* _WHAT TO DO_: Copy every line of the data in which the word "screenshot" occurs.

* _DATA PROVIDED_:
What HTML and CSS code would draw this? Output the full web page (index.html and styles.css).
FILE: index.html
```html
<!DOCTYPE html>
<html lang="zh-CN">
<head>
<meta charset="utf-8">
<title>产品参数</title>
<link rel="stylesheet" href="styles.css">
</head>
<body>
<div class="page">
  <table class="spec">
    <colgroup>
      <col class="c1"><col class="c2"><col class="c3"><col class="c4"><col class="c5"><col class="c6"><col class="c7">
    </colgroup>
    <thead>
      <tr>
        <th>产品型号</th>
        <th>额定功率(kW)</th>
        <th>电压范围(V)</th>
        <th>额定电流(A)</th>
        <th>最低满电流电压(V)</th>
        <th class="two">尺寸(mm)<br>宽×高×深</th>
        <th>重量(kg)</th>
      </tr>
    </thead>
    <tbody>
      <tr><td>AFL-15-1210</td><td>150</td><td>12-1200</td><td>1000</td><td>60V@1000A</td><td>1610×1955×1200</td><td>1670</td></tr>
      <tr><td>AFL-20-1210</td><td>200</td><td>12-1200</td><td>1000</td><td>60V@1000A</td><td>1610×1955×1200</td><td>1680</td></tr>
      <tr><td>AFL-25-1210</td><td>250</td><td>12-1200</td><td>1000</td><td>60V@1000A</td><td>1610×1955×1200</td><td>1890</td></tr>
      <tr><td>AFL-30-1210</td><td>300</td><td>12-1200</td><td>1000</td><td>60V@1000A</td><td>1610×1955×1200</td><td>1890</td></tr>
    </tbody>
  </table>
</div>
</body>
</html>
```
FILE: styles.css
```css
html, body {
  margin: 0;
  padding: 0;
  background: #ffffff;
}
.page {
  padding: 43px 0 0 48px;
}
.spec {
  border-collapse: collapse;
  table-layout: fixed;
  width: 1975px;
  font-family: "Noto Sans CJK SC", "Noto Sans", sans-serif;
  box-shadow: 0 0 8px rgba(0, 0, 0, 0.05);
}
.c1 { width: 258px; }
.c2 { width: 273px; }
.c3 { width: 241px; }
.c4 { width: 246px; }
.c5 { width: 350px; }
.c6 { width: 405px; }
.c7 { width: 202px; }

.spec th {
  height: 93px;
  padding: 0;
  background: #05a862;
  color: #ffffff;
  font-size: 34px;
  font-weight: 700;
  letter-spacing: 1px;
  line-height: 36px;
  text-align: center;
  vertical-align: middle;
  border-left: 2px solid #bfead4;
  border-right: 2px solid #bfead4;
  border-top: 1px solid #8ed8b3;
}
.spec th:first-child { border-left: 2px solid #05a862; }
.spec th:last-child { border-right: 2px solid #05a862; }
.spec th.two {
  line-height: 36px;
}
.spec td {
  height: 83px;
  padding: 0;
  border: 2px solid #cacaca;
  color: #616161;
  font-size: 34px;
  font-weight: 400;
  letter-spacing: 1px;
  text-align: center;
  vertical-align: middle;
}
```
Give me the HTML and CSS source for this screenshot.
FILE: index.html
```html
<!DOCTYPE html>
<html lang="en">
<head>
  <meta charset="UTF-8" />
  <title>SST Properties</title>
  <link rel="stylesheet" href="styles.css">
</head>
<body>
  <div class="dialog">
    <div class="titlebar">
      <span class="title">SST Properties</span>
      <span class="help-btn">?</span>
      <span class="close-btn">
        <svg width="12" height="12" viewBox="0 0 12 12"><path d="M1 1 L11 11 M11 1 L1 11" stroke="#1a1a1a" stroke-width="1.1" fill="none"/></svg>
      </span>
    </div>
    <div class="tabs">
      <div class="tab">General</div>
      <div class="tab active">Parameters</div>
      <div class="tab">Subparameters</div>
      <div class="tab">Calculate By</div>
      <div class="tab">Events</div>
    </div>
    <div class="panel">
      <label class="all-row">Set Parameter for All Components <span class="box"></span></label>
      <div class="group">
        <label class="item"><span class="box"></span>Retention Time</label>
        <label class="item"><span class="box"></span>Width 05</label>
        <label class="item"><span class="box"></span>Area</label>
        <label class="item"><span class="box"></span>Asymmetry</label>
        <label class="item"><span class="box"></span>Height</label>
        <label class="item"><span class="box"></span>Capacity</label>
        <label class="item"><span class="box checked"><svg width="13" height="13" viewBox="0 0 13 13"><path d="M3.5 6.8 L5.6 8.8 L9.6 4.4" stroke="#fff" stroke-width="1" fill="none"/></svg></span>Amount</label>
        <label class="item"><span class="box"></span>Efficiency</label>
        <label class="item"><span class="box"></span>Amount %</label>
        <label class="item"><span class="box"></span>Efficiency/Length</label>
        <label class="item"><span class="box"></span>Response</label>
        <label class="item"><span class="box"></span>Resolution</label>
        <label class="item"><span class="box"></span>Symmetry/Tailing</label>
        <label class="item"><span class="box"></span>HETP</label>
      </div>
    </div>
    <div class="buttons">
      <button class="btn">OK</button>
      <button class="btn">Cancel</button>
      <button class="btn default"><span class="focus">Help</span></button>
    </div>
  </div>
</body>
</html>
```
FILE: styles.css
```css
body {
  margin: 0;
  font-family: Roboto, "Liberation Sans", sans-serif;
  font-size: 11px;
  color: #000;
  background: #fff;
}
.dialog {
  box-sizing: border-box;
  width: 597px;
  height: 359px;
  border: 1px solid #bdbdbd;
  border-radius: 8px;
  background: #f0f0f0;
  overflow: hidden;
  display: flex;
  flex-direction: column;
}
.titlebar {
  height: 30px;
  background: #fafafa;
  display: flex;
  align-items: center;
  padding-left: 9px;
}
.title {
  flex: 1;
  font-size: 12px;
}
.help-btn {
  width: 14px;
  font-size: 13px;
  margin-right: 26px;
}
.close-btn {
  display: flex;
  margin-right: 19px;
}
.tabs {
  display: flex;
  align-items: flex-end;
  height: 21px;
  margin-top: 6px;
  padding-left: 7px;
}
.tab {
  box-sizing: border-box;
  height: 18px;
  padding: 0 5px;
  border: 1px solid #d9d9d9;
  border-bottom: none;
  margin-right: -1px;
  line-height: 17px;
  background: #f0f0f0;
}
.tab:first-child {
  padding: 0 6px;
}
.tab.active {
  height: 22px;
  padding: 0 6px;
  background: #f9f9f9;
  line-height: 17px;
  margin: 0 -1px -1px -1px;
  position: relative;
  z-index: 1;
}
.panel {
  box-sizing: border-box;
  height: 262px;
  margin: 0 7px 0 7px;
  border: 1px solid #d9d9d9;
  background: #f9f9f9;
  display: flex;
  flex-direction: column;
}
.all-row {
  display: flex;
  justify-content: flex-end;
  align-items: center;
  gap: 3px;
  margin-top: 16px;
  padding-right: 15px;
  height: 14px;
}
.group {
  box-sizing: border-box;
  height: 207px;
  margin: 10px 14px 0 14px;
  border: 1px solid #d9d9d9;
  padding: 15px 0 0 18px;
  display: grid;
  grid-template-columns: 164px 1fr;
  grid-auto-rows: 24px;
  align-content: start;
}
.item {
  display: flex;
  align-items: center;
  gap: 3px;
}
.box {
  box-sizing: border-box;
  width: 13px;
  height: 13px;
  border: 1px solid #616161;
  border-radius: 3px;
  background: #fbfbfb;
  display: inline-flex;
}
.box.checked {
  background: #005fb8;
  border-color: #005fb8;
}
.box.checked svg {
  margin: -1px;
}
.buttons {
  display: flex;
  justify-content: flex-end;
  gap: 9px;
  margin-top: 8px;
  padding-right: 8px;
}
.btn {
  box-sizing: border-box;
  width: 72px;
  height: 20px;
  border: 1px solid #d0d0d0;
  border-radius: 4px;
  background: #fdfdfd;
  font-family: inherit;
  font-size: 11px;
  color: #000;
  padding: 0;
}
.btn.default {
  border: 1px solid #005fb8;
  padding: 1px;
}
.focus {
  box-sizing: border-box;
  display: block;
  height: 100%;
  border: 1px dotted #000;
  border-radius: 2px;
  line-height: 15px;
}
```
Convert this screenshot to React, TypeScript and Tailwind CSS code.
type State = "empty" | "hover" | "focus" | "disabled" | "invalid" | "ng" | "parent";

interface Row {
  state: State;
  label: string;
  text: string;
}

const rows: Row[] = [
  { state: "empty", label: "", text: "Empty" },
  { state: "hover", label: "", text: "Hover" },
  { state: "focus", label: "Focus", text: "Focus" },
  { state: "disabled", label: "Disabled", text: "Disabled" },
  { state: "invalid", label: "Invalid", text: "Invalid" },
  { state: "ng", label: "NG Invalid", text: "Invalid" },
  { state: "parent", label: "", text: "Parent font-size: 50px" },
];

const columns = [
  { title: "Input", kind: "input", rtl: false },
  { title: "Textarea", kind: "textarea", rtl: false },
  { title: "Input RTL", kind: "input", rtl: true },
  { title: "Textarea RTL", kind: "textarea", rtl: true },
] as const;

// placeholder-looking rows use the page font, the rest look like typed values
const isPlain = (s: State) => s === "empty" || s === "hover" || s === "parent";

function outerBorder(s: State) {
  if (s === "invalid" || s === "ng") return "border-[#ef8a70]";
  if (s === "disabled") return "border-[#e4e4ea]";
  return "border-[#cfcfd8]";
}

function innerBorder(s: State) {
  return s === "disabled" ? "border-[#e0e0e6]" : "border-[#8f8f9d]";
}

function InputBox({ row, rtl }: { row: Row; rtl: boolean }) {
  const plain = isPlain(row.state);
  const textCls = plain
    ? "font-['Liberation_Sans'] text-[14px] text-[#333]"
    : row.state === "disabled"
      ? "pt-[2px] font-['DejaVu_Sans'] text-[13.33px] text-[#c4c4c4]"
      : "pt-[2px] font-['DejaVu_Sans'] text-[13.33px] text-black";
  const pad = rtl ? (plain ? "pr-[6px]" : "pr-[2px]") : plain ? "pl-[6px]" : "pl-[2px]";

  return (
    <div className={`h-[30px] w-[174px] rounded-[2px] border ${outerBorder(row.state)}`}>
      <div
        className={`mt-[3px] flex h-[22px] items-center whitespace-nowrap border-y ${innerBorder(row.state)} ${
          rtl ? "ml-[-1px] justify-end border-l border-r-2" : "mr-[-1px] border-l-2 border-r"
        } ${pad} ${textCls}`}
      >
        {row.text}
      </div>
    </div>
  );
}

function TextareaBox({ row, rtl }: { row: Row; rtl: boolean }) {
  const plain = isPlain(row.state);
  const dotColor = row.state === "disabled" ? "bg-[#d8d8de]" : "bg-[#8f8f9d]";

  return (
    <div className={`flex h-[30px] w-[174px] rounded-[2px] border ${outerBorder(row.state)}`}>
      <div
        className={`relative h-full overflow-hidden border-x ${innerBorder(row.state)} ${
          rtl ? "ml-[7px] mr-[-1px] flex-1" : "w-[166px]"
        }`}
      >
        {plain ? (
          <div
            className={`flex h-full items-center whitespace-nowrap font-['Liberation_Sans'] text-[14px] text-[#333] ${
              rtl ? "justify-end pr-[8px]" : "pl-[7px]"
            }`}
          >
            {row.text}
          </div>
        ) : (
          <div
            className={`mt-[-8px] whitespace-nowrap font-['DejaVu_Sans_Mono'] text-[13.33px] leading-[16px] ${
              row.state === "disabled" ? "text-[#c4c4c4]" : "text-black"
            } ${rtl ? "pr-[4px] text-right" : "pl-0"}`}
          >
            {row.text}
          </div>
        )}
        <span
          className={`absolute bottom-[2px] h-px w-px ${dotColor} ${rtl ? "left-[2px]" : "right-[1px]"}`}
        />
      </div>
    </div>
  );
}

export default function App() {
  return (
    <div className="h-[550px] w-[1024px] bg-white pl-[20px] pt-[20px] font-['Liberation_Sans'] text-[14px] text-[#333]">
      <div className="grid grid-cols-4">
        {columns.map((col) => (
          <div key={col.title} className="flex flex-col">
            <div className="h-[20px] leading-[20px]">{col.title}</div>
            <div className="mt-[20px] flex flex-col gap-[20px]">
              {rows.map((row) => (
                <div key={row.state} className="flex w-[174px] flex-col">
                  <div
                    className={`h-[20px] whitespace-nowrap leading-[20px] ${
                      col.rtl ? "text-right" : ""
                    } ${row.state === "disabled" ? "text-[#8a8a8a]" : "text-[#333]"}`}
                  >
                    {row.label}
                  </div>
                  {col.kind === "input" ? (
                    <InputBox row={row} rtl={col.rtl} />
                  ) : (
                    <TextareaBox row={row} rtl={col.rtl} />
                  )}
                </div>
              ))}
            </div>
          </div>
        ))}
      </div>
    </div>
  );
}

* _ANSWER TO THIS TASK_:
Give me the HTML and CSS source for this screenshot.
Convert this screenshot to React, TypeScript and Tailwind CSS code.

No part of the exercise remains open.